6 tablespoons olive oil

4 cloves garlic, coarsely chopped

2 tablespoons chopped fresh oregano leaves

1½ pounds lamb tenderloin, trimmed of fat

Kosher salt and freshly ground black pepper

4 pocketless pita breads

Salad

2 tablespoons fresh lemon juice

1 tablespoon red wine vinegar

2 tablespoons chopped fresh dill, plus more for garnish

Kosher salt and freshly ground black pepper

2 teaspoons honey

½ cup extra-virgin olive oil

6 ounces baby spinach

½ English cucumber, sliced

2 plum tomatoes, sliced

¼ cup Kalamata olives, pitted and chopped

4 ounces feta cheese, crumbled (1 cup)

  1. To marinate the lamb, whisk together 4 tablespoons of the olive oil, the garlic, and oregano in a medium baking dish. Add the lamb and turn to coat. Cover and let marinate in the refrigerator for at least 1 hour and up to 24 hours.
  2. Heat your grill to high.
  3. Remove the lamb from the marinade and season with salt and pepper on both sides. Place on the grill and grill until golden brown and slightly charred, 3 to 4 minutes. Turn the lamb over and continue grilling to medium-rare, 2 to 3 minutes longer.
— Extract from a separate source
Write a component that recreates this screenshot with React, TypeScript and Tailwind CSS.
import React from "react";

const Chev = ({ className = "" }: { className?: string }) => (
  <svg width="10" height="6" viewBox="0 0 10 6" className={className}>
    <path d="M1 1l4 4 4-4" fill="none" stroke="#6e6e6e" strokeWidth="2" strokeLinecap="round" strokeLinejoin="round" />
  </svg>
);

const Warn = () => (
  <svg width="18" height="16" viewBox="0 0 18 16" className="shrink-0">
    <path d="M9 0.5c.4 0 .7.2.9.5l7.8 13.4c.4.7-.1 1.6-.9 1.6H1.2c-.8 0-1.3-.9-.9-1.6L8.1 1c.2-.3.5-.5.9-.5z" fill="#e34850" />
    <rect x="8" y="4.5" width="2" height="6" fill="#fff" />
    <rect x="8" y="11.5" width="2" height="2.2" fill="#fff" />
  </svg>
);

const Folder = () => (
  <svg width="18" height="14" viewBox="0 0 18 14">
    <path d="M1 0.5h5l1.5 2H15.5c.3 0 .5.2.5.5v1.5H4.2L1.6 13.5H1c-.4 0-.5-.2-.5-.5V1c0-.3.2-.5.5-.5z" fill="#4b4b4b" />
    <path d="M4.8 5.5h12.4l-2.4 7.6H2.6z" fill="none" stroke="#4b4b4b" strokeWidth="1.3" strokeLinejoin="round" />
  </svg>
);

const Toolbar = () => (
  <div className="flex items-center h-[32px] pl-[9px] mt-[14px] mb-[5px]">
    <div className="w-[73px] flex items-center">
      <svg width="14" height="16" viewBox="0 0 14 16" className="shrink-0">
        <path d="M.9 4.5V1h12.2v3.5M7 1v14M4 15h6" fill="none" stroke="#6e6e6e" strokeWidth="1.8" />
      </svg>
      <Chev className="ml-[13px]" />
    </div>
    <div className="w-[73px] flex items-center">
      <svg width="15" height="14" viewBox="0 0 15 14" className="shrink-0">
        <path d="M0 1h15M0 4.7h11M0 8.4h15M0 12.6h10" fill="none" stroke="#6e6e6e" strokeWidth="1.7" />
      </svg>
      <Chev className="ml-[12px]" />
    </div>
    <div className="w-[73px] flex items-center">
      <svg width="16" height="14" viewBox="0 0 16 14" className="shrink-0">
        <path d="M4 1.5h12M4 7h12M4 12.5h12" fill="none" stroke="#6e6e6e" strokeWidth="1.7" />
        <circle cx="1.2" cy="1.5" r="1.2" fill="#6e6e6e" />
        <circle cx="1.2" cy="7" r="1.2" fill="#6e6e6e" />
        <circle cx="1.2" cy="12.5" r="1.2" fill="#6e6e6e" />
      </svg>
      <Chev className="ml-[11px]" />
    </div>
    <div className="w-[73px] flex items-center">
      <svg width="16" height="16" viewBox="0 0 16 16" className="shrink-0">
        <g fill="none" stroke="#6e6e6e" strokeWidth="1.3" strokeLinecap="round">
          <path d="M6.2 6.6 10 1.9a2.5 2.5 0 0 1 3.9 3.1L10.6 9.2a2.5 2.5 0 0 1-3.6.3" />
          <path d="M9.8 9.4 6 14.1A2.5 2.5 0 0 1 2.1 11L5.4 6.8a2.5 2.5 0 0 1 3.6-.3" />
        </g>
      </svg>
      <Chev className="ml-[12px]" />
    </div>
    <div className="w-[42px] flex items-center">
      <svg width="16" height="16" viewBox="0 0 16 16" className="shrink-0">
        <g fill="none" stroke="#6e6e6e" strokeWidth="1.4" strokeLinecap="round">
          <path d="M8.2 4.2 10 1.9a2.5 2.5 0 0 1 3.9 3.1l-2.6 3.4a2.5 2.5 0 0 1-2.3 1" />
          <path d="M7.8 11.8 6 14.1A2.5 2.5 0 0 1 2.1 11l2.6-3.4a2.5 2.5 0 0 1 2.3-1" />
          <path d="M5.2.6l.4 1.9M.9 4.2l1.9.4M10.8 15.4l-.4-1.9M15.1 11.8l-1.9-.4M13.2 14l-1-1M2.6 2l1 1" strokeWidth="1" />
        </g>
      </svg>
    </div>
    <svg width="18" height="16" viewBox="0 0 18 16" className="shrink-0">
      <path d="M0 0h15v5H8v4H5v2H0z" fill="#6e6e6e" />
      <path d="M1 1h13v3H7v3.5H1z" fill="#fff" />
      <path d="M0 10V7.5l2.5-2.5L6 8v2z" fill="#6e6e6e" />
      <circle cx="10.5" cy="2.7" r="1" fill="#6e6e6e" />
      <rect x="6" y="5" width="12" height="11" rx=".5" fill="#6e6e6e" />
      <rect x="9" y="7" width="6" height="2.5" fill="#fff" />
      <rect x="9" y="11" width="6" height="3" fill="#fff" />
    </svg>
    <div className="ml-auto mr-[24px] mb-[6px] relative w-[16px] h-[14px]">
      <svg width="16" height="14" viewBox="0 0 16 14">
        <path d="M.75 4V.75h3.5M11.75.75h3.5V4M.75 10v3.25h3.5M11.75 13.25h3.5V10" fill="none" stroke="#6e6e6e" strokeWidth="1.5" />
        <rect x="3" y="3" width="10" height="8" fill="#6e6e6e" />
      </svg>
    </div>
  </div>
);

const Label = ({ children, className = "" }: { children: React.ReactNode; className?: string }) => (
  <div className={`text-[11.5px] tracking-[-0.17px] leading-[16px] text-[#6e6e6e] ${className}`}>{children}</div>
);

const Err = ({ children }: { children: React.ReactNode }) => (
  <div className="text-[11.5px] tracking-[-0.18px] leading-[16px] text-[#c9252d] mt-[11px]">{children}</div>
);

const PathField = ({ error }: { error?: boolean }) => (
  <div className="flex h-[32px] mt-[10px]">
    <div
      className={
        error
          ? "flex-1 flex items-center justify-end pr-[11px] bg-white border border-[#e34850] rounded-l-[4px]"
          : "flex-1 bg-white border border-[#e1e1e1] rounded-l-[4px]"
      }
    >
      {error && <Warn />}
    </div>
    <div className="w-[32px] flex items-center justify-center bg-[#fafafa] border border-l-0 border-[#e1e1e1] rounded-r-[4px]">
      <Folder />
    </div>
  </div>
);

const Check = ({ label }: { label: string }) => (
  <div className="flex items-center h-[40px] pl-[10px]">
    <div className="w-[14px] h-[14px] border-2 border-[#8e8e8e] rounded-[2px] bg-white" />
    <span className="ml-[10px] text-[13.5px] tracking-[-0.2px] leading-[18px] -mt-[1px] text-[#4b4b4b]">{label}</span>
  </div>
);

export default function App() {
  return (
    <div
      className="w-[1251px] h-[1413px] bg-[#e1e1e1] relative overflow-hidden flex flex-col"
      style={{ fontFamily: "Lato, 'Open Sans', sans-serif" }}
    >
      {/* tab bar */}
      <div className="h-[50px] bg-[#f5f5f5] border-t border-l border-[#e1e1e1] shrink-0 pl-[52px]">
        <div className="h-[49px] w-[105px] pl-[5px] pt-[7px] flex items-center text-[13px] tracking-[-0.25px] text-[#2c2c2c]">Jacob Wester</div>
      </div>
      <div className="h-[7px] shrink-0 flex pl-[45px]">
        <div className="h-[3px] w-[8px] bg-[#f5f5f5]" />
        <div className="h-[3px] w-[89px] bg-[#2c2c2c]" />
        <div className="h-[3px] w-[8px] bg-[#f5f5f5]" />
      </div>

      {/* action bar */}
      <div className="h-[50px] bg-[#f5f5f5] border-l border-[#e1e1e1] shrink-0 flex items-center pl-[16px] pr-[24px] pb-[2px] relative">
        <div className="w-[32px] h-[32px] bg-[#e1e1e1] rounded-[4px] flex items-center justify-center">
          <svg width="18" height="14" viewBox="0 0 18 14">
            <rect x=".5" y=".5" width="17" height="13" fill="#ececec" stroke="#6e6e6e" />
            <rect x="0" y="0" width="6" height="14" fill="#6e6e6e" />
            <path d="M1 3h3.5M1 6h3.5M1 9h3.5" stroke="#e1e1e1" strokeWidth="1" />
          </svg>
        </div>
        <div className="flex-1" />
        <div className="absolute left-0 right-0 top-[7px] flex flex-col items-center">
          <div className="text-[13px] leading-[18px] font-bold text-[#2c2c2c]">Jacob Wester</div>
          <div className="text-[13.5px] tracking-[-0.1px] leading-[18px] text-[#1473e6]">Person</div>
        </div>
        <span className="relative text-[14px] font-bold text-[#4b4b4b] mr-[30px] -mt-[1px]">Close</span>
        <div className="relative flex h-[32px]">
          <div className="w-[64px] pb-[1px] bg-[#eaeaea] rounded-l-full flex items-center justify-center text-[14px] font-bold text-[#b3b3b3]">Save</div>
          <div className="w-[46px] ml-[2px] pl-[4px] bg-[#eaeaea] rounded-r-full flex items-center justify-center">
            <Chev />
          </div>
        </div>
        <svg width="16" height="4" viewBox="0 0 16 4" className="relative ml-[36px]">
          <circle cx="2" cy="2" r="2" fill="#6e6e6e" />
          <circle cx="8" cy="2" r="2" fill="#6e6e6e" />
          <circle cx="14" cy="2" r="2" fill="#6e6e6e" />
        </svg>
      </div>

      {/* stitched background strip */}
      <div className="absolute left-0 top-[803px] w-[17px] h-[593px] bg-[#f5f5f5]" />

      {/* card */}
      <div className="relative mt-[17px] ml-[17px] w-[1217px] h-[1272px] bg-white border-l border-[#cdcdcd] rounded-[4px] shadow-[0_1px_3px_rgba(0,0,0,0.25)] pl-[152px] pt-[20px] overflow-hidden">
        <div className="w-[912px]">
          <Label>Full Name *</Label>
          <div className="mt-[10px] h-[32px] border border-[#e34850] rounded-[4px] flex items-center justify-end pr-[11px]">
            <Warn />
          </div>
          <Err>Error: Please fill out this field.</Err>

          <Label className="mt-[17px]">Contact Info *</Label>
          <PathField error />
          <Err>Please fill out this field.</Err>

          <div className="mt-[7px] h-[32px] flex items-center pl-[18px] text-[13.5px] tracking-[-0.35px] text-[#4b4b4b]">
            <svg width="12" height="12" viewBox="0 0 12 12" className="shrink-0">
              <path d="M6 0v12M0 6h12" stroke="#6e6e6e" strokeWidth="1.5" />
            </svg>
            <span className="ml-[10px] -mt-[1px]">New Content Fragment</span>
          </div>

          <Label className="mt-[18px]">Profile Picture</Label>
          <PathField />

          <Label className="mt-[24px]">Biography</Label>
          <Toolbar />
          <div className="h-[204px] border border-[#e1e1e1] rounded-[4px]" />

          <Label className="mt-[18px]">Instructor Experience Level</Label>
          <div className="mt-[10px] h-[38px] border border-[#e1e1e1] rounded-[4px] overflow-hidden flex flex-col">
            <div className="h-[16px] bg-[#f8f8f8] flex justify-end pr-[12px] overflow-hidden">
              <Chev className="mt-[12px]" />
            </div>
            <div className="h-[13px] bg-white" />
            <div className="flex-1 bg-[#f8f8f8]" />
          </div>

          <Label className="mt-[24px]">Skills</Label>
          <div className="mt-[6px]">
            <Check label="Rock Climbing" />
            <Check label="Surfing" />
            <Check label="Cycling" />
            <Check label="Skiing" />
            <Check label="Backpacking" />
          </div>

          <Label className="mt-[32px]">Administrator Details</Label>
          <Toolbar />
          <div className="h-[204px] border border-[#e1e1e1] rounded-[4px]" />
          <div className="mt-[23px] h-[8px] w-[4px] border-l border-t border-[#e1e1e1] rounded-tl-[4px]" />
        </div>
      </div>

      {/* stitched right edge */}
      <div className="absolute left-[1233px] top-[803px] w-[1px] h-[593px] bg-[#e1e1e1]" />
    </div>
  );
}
Remove to a cutting board, tent with foil, and let rest for 5 minutes before slicing into ½-inch-thick slices.
  4. While the lamb is resting, brush each pita on both sides with the remaining 2 tablespoons oil and season with salt and pepper. Grill until golden brown and slightly crisp, approximately 30 seconds per side.
  5. To make the salad, whisk together the lemon juice, vinegar, dill, salt and pepper to taste, and the honey in a large bowl. Slowly whisk in the extra-virgin olive oil until emulsified. Add the spinach, cucumber, tomatoes, olives, and feta to the bowl and toss to combine.
  6. Top each pita with some of the salad and top with several slices of the lamb.